Obama shows that he's got soul with the release of presidential summer playlist
He's serenaded a church in Charleston with a rendition of Amazing Grace, and belted out Sweet Home Chicago alongside BB King.
Yet away from the political spotlight, President Barack Obama has chosen a somewhat more soothing selection of music with which to spend his summer.
The White House has released a playlist on music-streaming website Spotify of the president's favourite holiday songs.
The 40 chosen songs on the "President's Summer Playlist" will presumably comprise the soundtrack to Obama's two-week vacation in Martha's Vineyard.
According to the White House's official Spotify account, each track was "hand-picked" by Obama and made "due to popular request".
The two lists - one for day and one for night - show a particular affection for classic soul, with tracks from Al Green, Nina Simone, Stevie Wonder and Aretha Franklin, the last of whom famously sang My Country 'Tis Of Thee at Mr Obama's inauguration in 2009. On the other end of the scale, the president has chosen a track by Low Cut Connie, a Philadelphia band which has never troubled the charts.
Adam Weiner, the band's lead singer, said he was "shocked and humbled and confused" by their inclusion: "I thought it was a joke at first, but then I remembered that Obama has incredibly great taste and that he has always championed the little guy."
Mr Obama has often spoken of his love for jazz, and the genre is represented here by Miles Davis, John Coltrane and Billie Holiday. The president shows off his musical chops by picking lesser-known songs by famous artists - he chooses Joni Mitchell's Help Me, an album track from 1974 and Bob Dylan's Tombstone Blues - but also includes familiar radio staples such as The Rolling Stones' Gimme Shelter and Frank Sinatra's The Best Is Yet To Come.
Taylor Swift may currently be the most popular US star across the world, but as the singer removed her music from Spotify's streaming service at the end of last year following a payment dispute, she does not make an appearance. Obama's taste in country music is a little more alternative, taking in the likes of the Texas band Okkervil River and singer-songwriter Brandi Carlile.
There may be a nod to the States' huge Spanish-speaking population in the president's choice of Columbian salsa band Sonora Carruseles. In the 2012 election, Obama won 71pc of the Hispanic vote to Mitt Romney's 27pc.
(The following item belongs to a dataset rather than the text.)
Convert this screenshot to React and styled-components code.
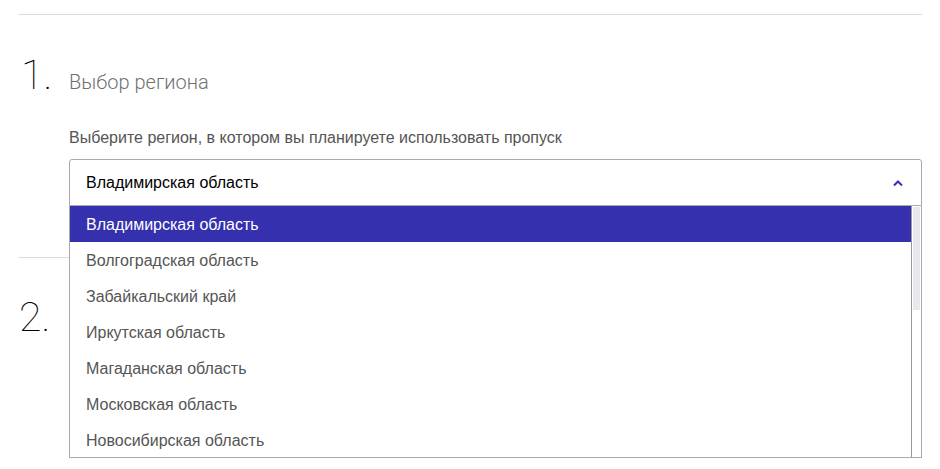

The playlist also shows the president has not forgotten the special relationship with the UK: his playlists include music by British acts including Coldplay, Lianne La Havas and Florence + The Machine.
Van Morrison is the only Irish artist to feature with Moondance.
Obama has never been shy in sharing his taste in music. In contrast to the ill-fated attempts of British politicians to curry favour with voters with references to the Arctic Monkeys and The Smiths (whose lead singer Morrissey said David Cameron was "forbidden" to be their fan in 2010), Obama has had striking success with the musical community. What message that sends to Irish politicians, we cannot know.
Obama's 2008 election campaign was bolstered by support from rappers including Will.i.am, more recently known as a judge on BBC One's talent show The Voice UK, who recorded a song called Yes We Can for him.
Obama said at the time that, alongside American rock from Dylan and Bruce Springsteen and Sheryl Crow, he had a lot of rap on his iPod. In his new playlists he finds a place for tracks by socially conscious rappers such as Talib Kweli and Mos Def, having previously criticised the "misogyny and materialism" of more commercial rap music.
Obama's choice of platform for his playlists also indicates his technological savvy: Spotify is a Swedish company which launched in 2008 and has expanded rapidly around the world since then, reaching the UK in 2009 and the US in 2011.